Does your son care? If he doesn’t care, you can’t teach him. You seem acutely aware of the awkwardness, as do his siblings, but you mention he doesn’t know how he looks to other people. If nothing about the situation bothers him, there is absolutely no way you or his sibs (or his teachers or the other kids at school or…) can make anything stick.
If he’s frustrated by how other people treat him, but doesn’t seem to be able to pick up on the smaller negative reactions that come before the really big ones that upset him, then you might be able to do something.
It’s possible he just doesn’t pay enough attention to other people to pick up on their reactions. This problem is likely to be self-fixing as soon as he discovers girls (or boys, or both, as the case may be). If he’s also known as a particularly bright or talented kid, there may also be an element of resentment, as he recognizes that when he and the rest of the world come into conflict, the rest of the world blithely insists that he learn their social language, while they make no effort to learn his. He probably thinks that’s deeply unfair, and he is correct, but it doesn’t excuse him from having to go along with the plan anyway. When he wants to get someone’s positive attention badly enough, he’ll learn.
If he’s always been awkward, and the other kids have consequently always treated him the same way, then he might be stuck in a self-perpetuating cycle: His cohort sees him as the “weird kid” and interprets anything he does as “weird” no matter what it is, and since everything gets the same reaction from the other kids he has no opportunity to learn socialization the normal way, i.e., by making boneheaded mistakes and learning how to fix them. He may just need someone to spell it out for him, since the lack of feedback makes it very difficult to figure out the rules inductively.
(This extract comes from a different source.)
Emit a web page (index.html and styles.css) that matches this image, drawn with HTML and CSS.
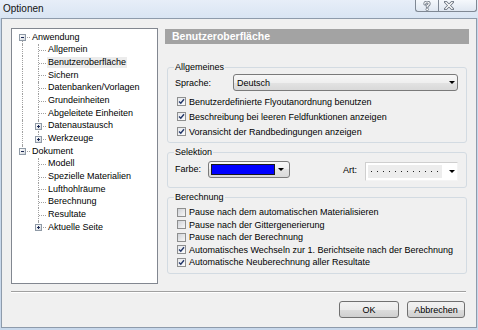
FILE: index.html
```html
<!DOCTYPE html>
<html lang="de">
<head>
  <meta charset="UTF-8">
  <title>Optionen</title>
  <link rel="stylesheet" href="styles.css">
</head>
<body>
  <div class="window">
    <div class="titlebar">
      <span class="title">Optionen</span>
      <div class="caption-buttons">
        <div class="cap-btn help">
          <svg width="8" height="10" viewBox="0 0 8 10">
            <path d="M1.8 3 Q1.8 1 4 1 Q6.2 1 6.2 2.8 Q6.2 4.2 4.2 4.8 L4.2 6" fill="none" stroke="#6d7682" stroke-width="2.8" stroke-linecap="round"/>
            <path d="M1.8 3 Q1.8 1 4 1 Q6.2 1 6.2 2.8 Q6.2 4.2 4.2 4.8 L4.2 6" fill="none" stroke="#fff" stroke-width="1.2" stroke-linecap="round"/>
            <circle cx="4.2" cy="8.4" r="1.3" fill="#fff" stroke="#6d7682" stroke-width="0.8"/>
          </svg>
        </div>
        <div class="cap-btn close">
          <svg width="10" height="9" viewBox="0 0 10 9">
            <path d="M1.5 1 L8.5 8 M8.5 1 L1.5 8" stroke="#6d7682" stroke-width="3" stroke-linecap="square"/>
            <path d="M1.5 1 L8.5 8 M8.5 1 L1.5 8" stroke="#fff" stroke-width="1.3"/>
          </svg>
        </div>
      </div>
    </div>

    <div class="client">
      <div class="content">
        <!-- Baum -->
        <div class="tree">
          <div class="tree-row"><span class="indent node first"><span class="toggle"></span></span><span class="label">Anwendung</span></div>
          <div class="tree-row"><span class="indent pipe"></span><span class="indent node"></span><span class="label">Allgemein</span></div>
          <div class="tree-row"><span class="indent pipe"></span><span class="indent node"></span><span class="label selected">Benutzeroberfläche</span></div>
          <div class="tree-row"><span class="indent pipe"></span><span class="indent node"></span><span class="label">Sichern</span></div>
          <div class="tree-row"><span class="indent pipe"></span><span class="indent node"></span><span class="label">Datenbanken/Vorlagen</span></div>
          <div class="tree-row"><span class="indent pipe"></span><span class="indent node"></span><span class="label">Grundeinheiten</span></div>
          <div class="tree-row"><span class="indent pipe"></span><span class="indent node"></span><span class="label">Abgeleitete Einheiten</span></div>
          <div class="tree-row"><span class="indent pipe"></span><span class="indent node"><span class="toggle plus"></span></span><span class="label">Datenaustausch</span></div>
          <div class="tree-row"><span class="indent pipe"></span><span class="indent node last"><span class="toggle plus"></span></span><span class="label">Werkzeuge</span></div>
          <div class="tree-row"><span class="indent node last"><span class="toggle"></span></span><span class="label">Dokument</span></div>
          <div class="tree-row"><span class="indent"></span><span class="indent node"></span><span class="label">Modell</span></div>
          <div class="tree-row"><span class="indent"></span><span class="indent node"></span><span class="label">Spezielle Materialien</span></div>
          <div class="tree-row"><span class="indent"></span><span class="indent node"></span><span class="label">Lufthohlräume</span></div>
          <div class="tree-row"><span class="indent"></span><span class="indent node"></span><span class="label">Berechnung</span></div>
          <div class="tree-row"><span class="indent"></span><span class="indent node"></span><span class="label">Resultate</span></div>
          <div class="tree-row"><span class="indent"></span><span class="indent node last"><span class="toggle plus"></span></span><span class="label">Aktuelle Seite</span></div>
        </div>

        <!-- Seite -->
        <div class="page">
          <div class="page-header">Benutzeroberfläche</div>

          <fieldset class="group group-general">
            <legend>Allgemeines</legend>
            <div class="field-row">
              <span class="field-label">Sprache:</span>
              <div class="combo combo-lang">
                <span class="combo-value">Deutsch</span>
                <span class="arrow"></span>
              </div>
            </div>
            <div class="check-list">
              <div class="check-row"><span class="check checked"><svg width="7" height="7" viewBox="0 0 7 7"><path d="M1 3.4 L2.8 5.3 L6 1.2" fill="none" stroke="#24386a" stroke-width="1.4"/></svg></span><span>Benutzerdefinierte Flyoutanordnung benutzen</span></div>
              <div class="check-row"><span class="check checked"><svg width="7" height="7" viewBox="0 0 7 7"><path d="M1 3.4 L2.8 5.3 L6 1.2" fill="none" stroke="#24386a" stroke-width="1.4"/></svg></span><span>Beschreibung bei leeren Feldfunktionen anzeigen</span></div>
              <div class="check-row"><span class="check checked"><svg width="7" height="7" viewBox="0 0 7 7"><path d="M1 3.4 L2.8 5.3 L6 1.2" fill="none" stroke="#24386a" stroke-width="1.4"/></svg></span><span>Voransicht der Randbedingungen anzeigen</span></div>
            </div>
          </fieldset>

          <fieldset class="group group-select">
            <legend>Selektion</legend>
            <div class="select-row">
              <span class="field-label farbe">Farbe:</span>
              <div class="combo combo-color">
                <span class="swatch"></span>
                <span class="arrow"></span>
              </div>
              <span class="field-label art">Art:</span>
              <div class="line-box">
                <span class="line-sample"><span class="dots"></span></span>
                <span class="arrow"></span>
              </div>
            </div>
          </fieldset>

          <fieldset class="group group-calc">
            <legend>Berechnung</legend>
            <div class="check-list small">
              <div class="check-row"><span class="check"></span><span>Pause nach dem automatischen Materialisieren</span></div>
              <div class="check-row"><span class="check"></span><span>Pause nach der Gittergenerierung</span></div>
              <div class="check-row"><span class="check"></span><span>Pause nach der Berechnung</span></div>
              <div class="check-row"><span class="check checked"><svg width="7" height="7" viewBox="0 0 7 7"><path d="M1 3.4 L2.8 5.3 L6 1.2" fill="none" stroke="#24386a" stroke-width="1.4"/></svg></span><span>Automatisches Wechseln zur 1. Berichtseite nach der Berechnung</span></div>
              <div class="check-row"><span class="check checked"><svg width="7" height="7" viewBox="0 0 7 7"><path d="M1 3.4 L2.8 5.3 L6 1.2" fill="none" stroke="#24386a" stroke-width="1.4"/></svg></span><span>Automatische Neuberechnung aller Resultate</span></div>
            </div>
          </fieldset>
        </div>
      </div>

      <div class="separator"></div>

      <div class="dialog-buttons">
        <button class="btn btn-ok">OK</button>
        <button class="btn btn-cancel">Abbrechen</button>
      </div>
    </div>
  </div>
</body>
</html>
```

FILE: styles.css
```css
html, body {
  margin: 0;
  padding: 0;
}

body {
  width: 478px;
  height: 330px;
  overflow: hidden;
  background: #c8d8eb;
  font-family: "Liberation Sans", Arial, sans-serif;
  font-size: 9px;
  color: #000;
}

.window {
  height: 330px;
  display: flex;
  flex-direction: column;
}

/* Titelleiste */
.titlebar {
  height: 18px;
  flex: none;
  display: flex;
  align-items: flex-start;
  background: linear-gradient(#e7eef8, #d9e5f3);
}

.title {
  font-size: 10px;
  line-height: 11px;
  padding: 3px 0 0 3px;
  color: #111;
}

.caption-buttons {
  margin-left: auto;
  margin-right: 1px;
  display: flex;
}

.cap-btn {
  height: 12px;
  box-sizing: border-box;
  border: 1px solid #7f8894;
  border-top: none;
  background: linear-gradient(#f5f8fc, #dfe7f1);
  display: flex;
  align-items: center;
}

.cap-btn.help {
  width: 23px;
  border-right: none;
  border-radius: 0 0 0 3px;
  justify-content: center;
}

.cap-btn.close {
  width: 39px;
  border-radius: 0 0 3px 0;
  padding-left: 5px;
  box-sizing: border-box;
}

/* Client-Bereich */
.client {
  flex: 1;
  margin: 0 1px 2px;
  border: 1px solid #8e9bab;
  background: #f0f0f0;
  padding: 9px 7px 0 9px;
  display: flex;
  flex-direction: column;
}

.content {
  display: flex;
  align-items: flex-start;
}

/* Baum */
.tree {
  width: 147px;
  height: 256px;
  flex: none;
  box-sizing: border-box;
  border: 1px solid #828790;
  background: #fff;
  padding: 2px 0 0 2px;
}

.tree-row {
  display: flex;
  align-items: center;
  height: 12.67px;
  white-space: nowrap;
}

.indent {
  width: 16px;
  align-self: stretch;
  flex: none;
  position: relative;
}

.indent.pipe::before,
.indent.node::before {
  content: '';
  position: absolute;
  left: 8px;
  top: 0;
  bottom: 0;
  border-left: 1px dotted #a0a0a0;
}

.indent.node.first::before {
  top: 50%;
}

.indent.node.last::before {
  bottom: 50%;
}

.indent.node::after {
  content: '';
  position: absolute;
  left: 9px;
  right: 0;
  top: 50%;
  border-top: 1px dotted #a0a0a0;
}

.toggle {
  position: absolute;
  z-index: 1;
  left: 5px;
  top: calc(50% - 3px);
  width: 7px;
  height: 7px;
  box-sizing: border-box;
  border: 1px solid #8f9aa6;
  background: linear-gradient(135deg, #ffffff, #d4d8de);
}

.toggle::before {
  content: '';
  position: absolute;
  left: 1px;
  top: 2px;
  width: 3px;
  height: 1px;
  background: #1c2a55;
}

.toggle.plus::after {
  content: '';
  position: absolute;
  left: 2px;
  top: 1px;
  width: 1px;
  height: 3px;
  background: #1c2a55;
}

.label {
  margin-left: 1px;
  padding: 0 1px;
  line-height: 11px;
}

.label.selected {
  background: #ececec;
}

/* Seite rechts */
.page {
  width: 304px;
  margin-left: 7px;
  margin-top: 1px;
}

.page-header {
  height: 15px;
  line-height: 15px;
  background: #a3a3a3;
  color: #fff;
  font-weight: bold;
  font-size: 10.5px;
  padding-left: 7px;
}

.group {
  margin: 0 2px;
  min-width: 0;
  border: 1px solid #d3dbe2;
  border-radius: 3px;
  padding: 0 8px 3px 6px;
}

.group legend {
  padding: 0 1px;
  line-height: 11px;
}

.group-general {
  margin-top: 18px;
}

.group-select {
  margin-top: 4px;
  padding-bottom: 6px;
}

.group-calc {
  margin-top: 4px;
  padding-bottom: 4px;
}

.field-row {
  display: flex;
  align-items: center;
  height: 17px;
  margin-top: 1px;
}

.field-label {
  padding-left: 1px;
}

.combo {
  display: flex;
  align-items: center;
  height: 17px;
  box-sizing: border-box;
  border: 1px solid #7a7a7a;
  border-radius: 3px;
  background: linear-gradient(#f7f7f7 0%, #efefef 50%, #e3e3e3 50%, #d9d9d9 100%);
}

.combo-lang {
  width: 225px;
  margin-left: auto;
}

.combo-value {
  flex: 1;
  padding-left: 3px;
}

.arrow {
  width: 0;
  height: 0;
  border-left: 3px solid transparent;
  border-right: 3px solid transparent;
  border-top: 3px solid #000;
  margin-right: 2px;
}

.check-list {
  margin-top: 3px;
}

.check-row {
  display: flex;
  align-items: center;
  height: 15px;
  padding-left: 3px;
  white-space: nowrap;
}

.check-list.small .check-row {
  height: 12.5px;
}

.check {
  width: 9px;
  height: 9px;
  flex: none;
  box-sizing: border-box;
  border: 1px solid #8e8f8f;
  background: linear-gradient(135deg, #d0d3d8, #f7f7f7);
  margin-right: 3px;
  display: flex;
  align-items: center;
  justify-content: center;
}

.check.checked {
  background: linear-gradient(135deg, #e6e8ec, #fbfbfb);
}

/* Selektion */
.select-row {
  display: flex;
  align-items: flex-start;
  margin-top: 3px;
}

.select-row .field-label {
  line-height: 17px;
}

.field-label.farbe {
  width: 33px;
}

.combo-color {
  width: 82px;
}

.swatch {
  width: 64px;
  height: 11px;
  box-sizing: border-box;
  margin-left: 2px;
  border: 1px solid #1a1a1a;
  background: #0000ff;
}

.combo-color .arrow {
  margin-left: 3px;
}

.field-label.art {
  margin-left: auto;
  width: 22px;
  line-height: 19px;
}

.line-box {
  width: 93px;
  height: 19px;
  margin-top: 1px;
  box-sizing: border-box;
  border: 1px solid;
  border-color: #cfcfcf #f4f4f4 #f4f4f4 #cfcfcf;
  background: #fff;
  display: flex;
  align-items: center;
}

.line-sample {
  width: 74px;
  height: 13px;
  margin-left: 2px;
  box-sizing: border-box;
  padding: 0 3px;
  background: #ededed;
  display: flex;
  align-items: center;
}

.dots {
  flex: 1;
  height: 1px;
  background: repeating-linear-gradient(90deg, #222 0 1px, transparent 1px 6px);
}

.line-box .arrow {
  margin-left: auto;
}

/* unten */
.separator {
  margin-top: 7px;
  margin-right: 3px;
  border-top: 1px solid #a0a0a0;
  border-bottom: 1px solid #fff;
}

.dialog-buttons {
  display: flex;
  justify-content: flex-end;
  gap: 8px;
  margin-top: 8px;
  margin-right: 4px;
}

.btn {
  height: 17px;
  padding: 0;
  box-sizing: border-box;
  border: 1px solid #707070;
  border-radius: 3px;
  background: linear-gradient(#f2f2f2 0%, #ebebeb 50%, #dddddd 50%, #cfcfcf 100%);
  font-family: "Liberation Sans", Arial, sans-serif;
  font-size: 9px;
  color: #000;
}

.btn-ok {
  width: 60px;
}

.btn-cancel {
  width: 58px;
}
```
If that’s the case, it might be a good idea to find him a particularly nerdy counselor who specializes in working with autistic kids, whether your son is actually on the spectrum or not. Most people learn how to get along with others pretty much by trial and error. Do this and people are happy, don’t do that and people get ticked at you. Consequently, they’ve never had to develop conscious awareness of what social signals look like independent of their meaning. You ask, “How did you know he was bored with what you were talking about?” and they say, “Because he looked bored,” without being able to tell you what exactly bored looks like. The people who work with kids on the autism spectrum have experience taking these things that most humans interpret instinctively and translating them into descriptions that can be interpreted analytically instead.
I wish I could get more specific with resources – I do a lot of writing about people-reading and trying to put social skills into words – but I don’t know your son, and without more details I’d just be spitballing kind of at random.